L'OFSP conclut également que la SLKK n'a pas les compétences juridiques nécessaires pour évaluer des cas de prestations complexes comme celui du défunt. La caisse doit donc se renforcer sur le plan juridique au cours des deux prochains mois et garantir qu'à l'avenir, tous les délais en matière de questions juridiques seront respectés.
Dans son rapport annuel de 2021, la SLKK remettait encore en question les compétences juridiques nécessaires à ses activités devant les tribunaux cantonaux. Aujourd'hui, la caisse reçoit un avertissement net.
Une intransigeance rare de la Confédération
La Confédération donne deux mois à la caisse pour mettre en œuvre tout un catalogue de mesures afin d'éviter que d'aussi graves erreurs ne se reproduisent. La caisse s'engage à faire de la chasse aux fautes graves une culture d'entreprise.
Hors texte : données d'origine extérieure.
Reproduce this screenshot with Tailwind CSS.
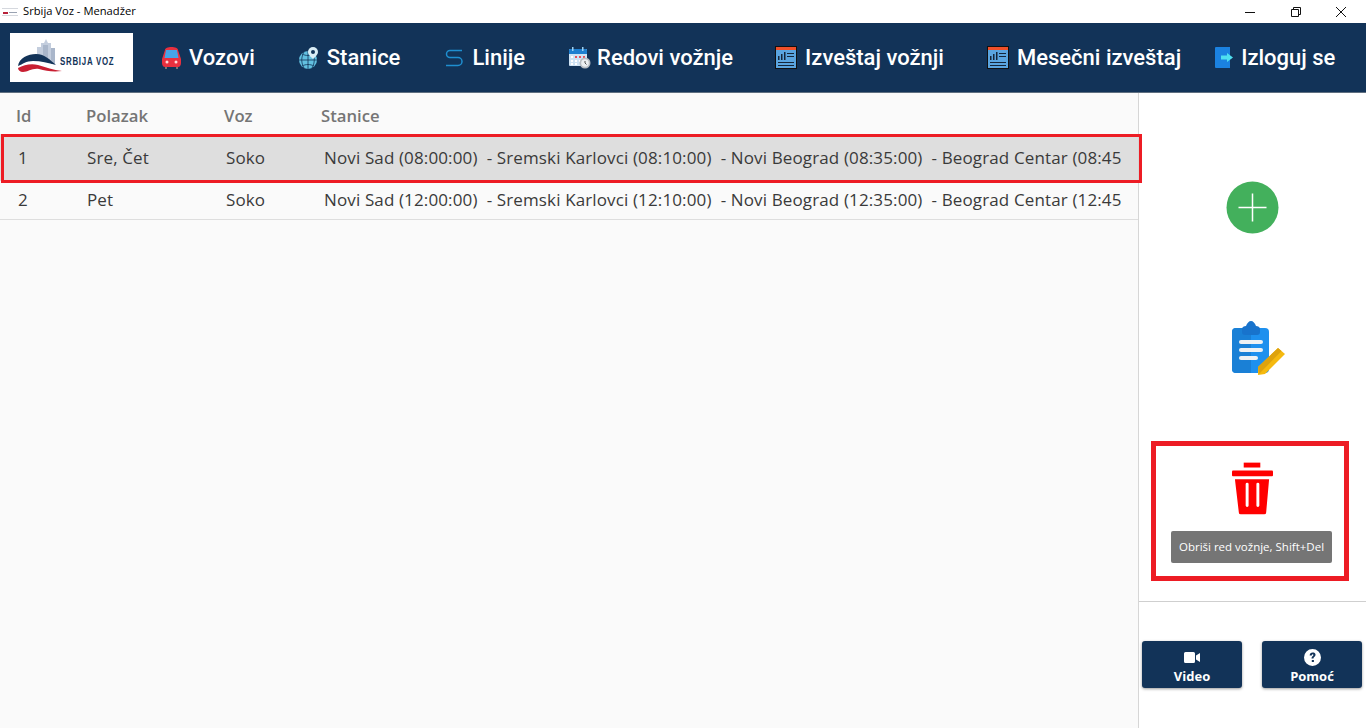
<!DOCTYPE html>
<html lang="en">
<head>
  <meta charset="UTF-8">
  <title>Srbija Voz - Menadžer</title>
  <script src="https://cdn.jsdelivr.net/npm/@tailwindcss/browser@4"></script>
</head>
<body class="bg-white overflow-hidden">
  <div class="relative w-[1366px] h-[728px] flex flex-col font-['Open_Sans',sans-serif]">
    <!-- title bar -->
    <div class="h-[23px] flex items-center bg-white">
      <svg class="ml-[2px] w-[16px] h-[10px]" viewBox="0 0 16 10">
        <rect x="0" y="1" width="16" height="1" fill="#d5d8de"/>
        <rect x="1" y="5" width="5" height="2" fill="#b8223a"/>
        <rect x="7" y="5" width="8" height="1" fill="#9aa3b2"/>
        <rect x="0" y="8" width="16" height="1" fill="#d5d8de"/>
      </svg>
      <span class="ml-[5px] text-[11.2px] text-black">Srbija Voz - Menadžer</span>
      <div class="ml-auto flex items-center">
        <svg class="w-[12px] h-[12px] mr-[34px]" viewBox="0 0 12 12"><path d="M1 6.500h10" stroke="#111" fill="none"/></svg>
        <svg class="w-[12px] h-[12px] mr-[33px]" viewBox="0 0 12 12"><path d="M1.500 3.500h7v7h-7zM3.500 3.500v-2h7v7h-2" stroke="#111" fill="none"/></svg>
        <svg class="w-[12px] h-[12px] mr-[19px]" viewBox="0 0 12 12"><path d="M1 1l10 10M11 1L1 11" stroke="#111" fill="none"/></svg>
      </div>
    </div>

    <!-- nav -->
    <nav class="h-[70px] flex items-center bg-[#123358] border-b border-[#5f6f80] text-white font-['Roboto',sans-serif] font-medium text-[22px] shrink-0">
      <div class="ml-[10px] w-[123px] h-[49px] bg-white flex items-center justify-center">
        <svg class="w-[123px] h-[49px]" viewBox="0 0 123 49">
          <path d="M27 14h4v-4h3l2-4 2 4h3v5h4v16l-18-6z" fill="#c3cddd"/>
          <path d="M33 12h5v17h-5zM41 15h4v16h-4z" fill="#a9b6ca"/>
          <path d="M8 33c1-8 10-12 18-12 9 0 14 6 20 11-8-2-15-4-23-4-7 0-10 3-15 5z" fill="#123358"/>
          <path d="M8 35c6-3 13-5 20-3 8 2 15 5 24 6-9 1-16 0-23-2-7-1-11 3-16 3-3 0-5-2-5-4z" fill="#c81f32"/>
          <text transform="translate(50 32) scale(.75 1)" font-family="Liberation Sans, sans-serif" font-size="10.500" font-weight="700" letter-spacing="1" fill="#123358">SRBIJA VOZ</text>
        </svg>
      </div>
      <!-- Vozovi -->
      <a class="ml-[29px] flex items-center">
        <svg class="w-[19px] h-[22px]" viewBox="0 0 19 22">
          <rect x="3" y="19" width="2" height="3" fill="#777"/><rect x="14" y="19" width="2" height="3" fill="#777"/>
          <path d="M3 3c0-2 3-3 6.500-3S16 1 16 3l3 9v4c0 2-1 4-3 4H3c-2 0-3-2-3-4v-4z" fill="#e8303f"/>
          <path d="M4 3h11l1.500 8h-14z" fill="#45a5e8"/>
          <circle cx="5" cy="15" r="1.500" fill="#ffd8d8"/><circle cx="14" cy="15" r="1.500" fill="#ffd8d8"/>
        </svg>
        <span class="ml-[8px]">Vozovi</span>
      </a>
      <!-- Stanice -->
      <a class="ml-[44px] flex items-center">
        <svg class="w-[20px] h-[22px]" viewBox="0 0 20 22">
          <circle cx="9" cy="13" r="9" fill="#62c0e0"/>
          <path d="M0 13h18M9 4v18M3 7c4 2 8 2 12 0M3 19c4-2 8-2 12 0M5 5c-3 5-3 11 0 16M13 5c3 5 3 11 0 16" stroke="#123358" stroke-width=".8" fill="none"/>
          <path d="M14 0a5 5 0 0 1 5 5c0 3-5 7-5 7s-5-4-5-7a5 5 0 0 1 5-5z" fill="#d9edf5"/>
          <circle cx="14" cy="5" r="2" fill="#123358"/>
        </svg>
        <span class="ml-[8px]">Stanice</span>
      </a>
      <!-- Linije -->
      <a class="ml-[45px] flex items-center">
        <svg class="w-[18px] h-[18px]" viewBox="0 0 18 18">
          <path d="M17 1.500H5a3.500 3.500 0 0 0 0 7h8a3.700 3.700 0 0 1 0 8H1" stroke="#1f8fd0" stroke-width="1.500" fill="none"/>
        </svg>
        <span class="ml-[9px]">Linije</span>
      </a>
      <!-- Redovi voznje -->
      <a class="ml-[44px] flex items-center">
        <svg class="w-[22px] h-[23px]" viewBox="0 0 22 23">
          <rect x="0" y="3" width="18" height="17" rx="1" fill="#cfe3f4"/>
          <path d="M0 4a1 1 0 0 1 1-1h16a1 1 0 0 1 1 1v4H0z" fill="#1e7fd0"/>
          <rect x="3" y="1" width="1.500" height="4" fill="#9dd0f0"/><rect x="13" y="1" width="1.500" height="4" fill="#9dd0f0"/>
          <path d="M6 10h2v2H6zM10 10h2v2h-2zM14 10h2v2h-2z" fill="#e8505a"/>
          <path d="M2 10h2v2H2zM2 14h2v2H2zM6 14h2v2H6zM10 14h2v2h-2zM2 17h2v2H2zM6 17h2v2H6z" fill="#fff"/>
          <circle cx="16" cy="17" r="5.500" fill="#b9bec4"/><circle cx="16" cy="17" r="3.800" fill="#eceff2"/>
          <path d="M16 15v2l1.500 1.500" stroke="#555" fill="none"/>
        </svg>
        <span class="ml-[6px]">Redovi vožnje</span>
      </a>
      <!-- Izvestaj voznji -->
      <a class="ml-[42px] flex items-center">
        <svg class="w-[22px] h-[23px]" viewBox="0 0 22 23">
          <rect x=".5" y=".5" width="21" height="22" fill="#5aa5e0" stroke="#111"/>
          <rect x="1" y="1" width="20" height="3" fill="#f0502a"/>
          <path d="M3 14V10h1.500v4zM6 14V8h1.500v6zM9 14V6h1.500v8zM12 7h7v1h-7zM12 10h7v1h-7zM3 16h16v1H3zM3 19h16v1H3z" fill="#15263a"/>
        </svg>
        <span class="ml-[8px]">Izveštaj vožnji</span>
      </a>
      <!-- Mesecni izvestaj -->
      <a class="ml-[43px] flex items-center">
        <svg class="w-[22px] h-[23px]" viewBox="0 0 22 23">
          <rect x=".5" y=".5" width="21" height="22" fill="#5aa5e0" stroke="#111"/>
          <rect x="1" y="1" width="20" height="3" fill="#f0502a"/>
          <path d="M3 14V10h1.500v4zM6 14V8h1.500v6zM9 14V6h1.500v8zM12 7h7v1h-7zM12 10h7v1h-7zM3 16h16v1H3zM3 19h16v1H3z" fill="#15263a"/>
        </svg>
        <span class="ml-[8px]">Mesečni izveštaj</span>
      </a>
      <!-- Izloguj se -->
      <a class="ml-[34px] flex items-center">
        <svg class="w-[18px] h-[21px]" viewBox="0 0 18 21">
          <path d="M0 1a1 1 0 0 1 1-1h14v21H1a1 1 0 0 1-1-1z" fill="#1b82e0"/>
          <path d="M6 8.500h6V6l6 4.500L12 15v-2.500H6z" fill="#4fe0f0"/>
        </svg>
        <span class="ml-[8px]">Izloguj se</span>
      </a>
    </nav>

    <!-- body -->
    <div class="flex-1 flex min-h-0">
      <main class="w-[1139px] bg-[#fafafa] border-r border-[#d6d6d6] shrink-0 overflow-hidden">
        <div class="h-[41px] pt-[5px] flex items-center text-[16.700px] font-semibold text-[#757575] pl-[16px]">
          <div class="w-[70px]">Id</div>
          <div class="w-[138px]">Polazak</div>
          <div class="w-[97px]">Voz</div>
          <div>Stanice</div>
        </div>
        <div class="h-[47px] flex items-center text-[17px] tracking-[0.13px] text-[#3a3a3a] pl-[18px] bg-[#dedede] whitespace-nowrap">
          <div class="w-[69px]">1</div>
          <div class="w-[139px]">Sre, Čet</div>
          <div class="w-[98px]">Soko</div>
          <div>Novi Sad (08:00:00) &nbsp;- Sremski Karlovci (08:10:00) &nbsp;- Novi Beograd (08:35:00) &nbsp;- Beograd Centar (08:45</div>
        </div>
        <div class="h-[39px] flex items-center text-[17px] tracking-[0.13px] text-[#3a3a3a] pl-[18px] border-b border-[#dedede] whitespace-nowrap">
          <div class="w-[69px]">2</div>
          <div class="w-[139px]">Pet</div>
          <div class="w-[98px]">Soko</div>
          <div>Novi Sad (12:00:00) &nbsp;- Sremski Karlovci (12:10:00) &nbsp;- Novi Beograd (12:35:00) &nbsp;- Beograd Centar (12:45</div>
        </div>
      </main>

      <aside class="flex-1 flex flex-col bg-white">
        <div class="h-[509px] flex flex-col items-center border-b border-[#cfcfcf]">
          <svg class="mt-[88px] w-[53px] h-[53px] shrink-0" viewBox="0 0 53 53">
            <circle cx="26.500" cy="26.500" r="26" fill="#43b05c"/>
            <path d="M26.500 12.500v28M12.500 26.500h28" stroke="#fff" stroke-width="1.500"/>
          </svg>
          <svg class="mt-[87px] ml-[12px] w-[54px] h-[54px] shrink-0" viewBox="0 0 54 54">
            <rect x="0" y="7" width="37" height="45" rx="4" fill="#1e90ee"/>
            <path d="M4 7h15v45H4a4 4 0 0 1-4-4V11a4 4 0 0 1 4-4z" fill="#1a80d6"/>
            <path d="M10 8c0-2 2-3 4-3 1-3 3-5 5-5s4 2 5 5c2 0 4 1 4 3v3a3 3 0 0 1-3 3H13a3 3 0 0 1-3-3z" fill="#1873cc"/>
            <rect x="7" y="19" width="24" height="4" rx="2" fill="#eef1f4"/>
            <rect x="7" y="27" width="24" height="4" rx="2" fill="#eef1f4"/>
            <rect x="7" y="35" width="19" height="4" rx="2" fill="#eef1f4"/>
            <path d="M26 46l20-19 7 6-20 20-7 1z" fill="#f5b90f"/>
            <path d="M26 46l20-19 3.500 3L27 53z" fill="#dea20c"/>
          </svg>
          <svg class="mt-[87px] w-[41px] h-[53px] shrink-0" viewBox="0 0 42 53">
            <rect x="12" y="0" width="17" height="5" fill="#ff0000"/>
            <rect x="0" y="8" width="42" height="6" rx="1" fill="#ff0000"/>
            <path fill-rule="evenodd" d="M3 17h35l-3 34a2 2 0 0 1-2 2H9a2 2 0 0 1-2-2zM14 22v22a1.500 1.500 0 0 0 3 0V22a1.500 1.500 0 0 0-3 0zM25 22v22a1.500 1.500 0 0 0 3 0V22a1.500 1.500 0 0 0-3 0z" fill="#ff0000"/>
          </svg>
        </div>
        <div class="flex pt-[39px] pl-[3px] gap-[20px]">
          <button class="w-[100px] h-[47px] pt-[8px] rounded-[3px] bg-[#123358] text-white text-[13px] font-bold flex flex-col items-center shadow-[0_1px_3px_rgba(0,0,0,0.4)]">
            <span class="h-[17px] flex items-center"><svg class="w-[16px] h-[11px]" viewBox="0 0 16 11"><path d="M0 1.500A1.500 1.500 0 0 1 1.500 0h8A1.500 1.500 0 0 1 11 1.500v8A1.500 1.500 0 0 1 9.500 11h-8A1.500 1.500 0 0 1 0 9.500zM12 3.500L16 1v9l-4-2.500z" fill="#fff"/></svg></span>
            <span class="mt-[2px] leading-[16px]">Video</span>
          </button>
          <button class="w-[100px] h-[47px] pt-[8px] rounded-[3px] bg-[#123358] text-white text-[13px] font-bold flex flex-col items-center shadow-[0_1px_3px_rgba(0,0,0,0.4)]">
            <span class="h-[17px] flex items-center"><svg class="w-[17px] h-[17px]" viewBox="0 0 24 24"><path fill-rule="evenodd" d="M12 0a12 12 0 1 1 0 24 12 12 0 0 1 0-24zM8 9h3c0-1 .4-1.500 1.200-1.500.7 0 1.100.4 1.100 1 0 1.500-2.800 1.800-2.800 5h2.800c0-2 3-2.500 3-5.300C16.300 5.800 14.500 5 12.200 5 9.700 5 8.100 6.500 8 9zM11 15.500v3h3v-3z" fill="#fff"/></svg></span>
            <span class="mt-[2px] leading-[16px]">Pomoć</span>
          </button>
        </div>
      </aside>
    </div>

    <!-- annotation overlays -->
    <div class="absolute left-[1px] top-[134px] w-[1141px] h-[49px] border-[3px] border-[#ed1c24]"></div>
    <div class="absolute left-[1151px] top-[441px] w-[198px] h-[140px] border-[5px] border-[#ed1c24]"></div>
    <div class="absolute left-[1171px] top-[531px] w-[161px] h-[32px] rounded-[2px] bg-[#757575] text-white text-[11.500px] flex items-center justify-center">Obriši red vožnje, Shift+Del</div>
  </div>
</body>
</html>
Le comité directeur en prend pour son grade: dès maintenant, il doit veiller à ce que la surveillance soit appliquée et à ce que la direction générale soit continuellement formée et challengée avec soin.
«Une procédure aussi dure à l'encontre d'une caisse maladie est exceptionnelle, assure Felix Schneuwly, expert chez Comparis. Mais cela permet de confirmer les critiques du Tribunal fédéral. La caisse maladie en question a bel et bien joué la montre dans le cas Riebli-Föhn.»
Que répond la caisse maladie face à cette situation? «Nous travaillons actuellement sous haute pression avec toutes les instances concernées afin d'améliorer les processus à l'avenir. De plus, nous confirmons que la SLKK ne travaille qu'avec des professionnels sélectionnés. Mais nous ne devons pas oublier que dans des cas aussi graves, il y a toujours un risque, que ce soit chez le fournisseur de prestations ou chez l'assureur lui-même», écrit le directeur de la SLKK, Roland Kleiner.
De son côté, l'OFSP prend acte avec satisfaction de la nomination d'un nouveau CEO, en la personne de Roland Kleiner, qui est entré en fonction le 1er octobre 2022.
La caisse pourrait perdre son autorisation
Pour Felix Schneuwly, un élément reste à éclaircir après le rapport d'enquête accablant de la Confédération: «L'instance de surveillance devrait communiquer clairement s'il s'agit d'un cas isolé flagrant ou si de tels cas sont plus fréquents. C'est la seule façon de créer un rapport de confiance avec les assurés.» Selon lui, il faut garantir que les preneurs d'assurance soient traités partout de la même manière et que «le choix de la caisse maladie ne se transforme pas en loterie lorsqu'un problème de santé survient».
L'autorité de surveillance mise en place suivra de près la mise en œuvre des mesures demandées à la SLKK. Si les manquements ne sont pas suffisamment corrigés, la caisse maladie doit s'attendre à des mesures encore plus sévères. Celles-ci peuvent aller d'une reprise de la direction par une tierce personne jusqu'à un retrait de l'autorisation de pratiquer.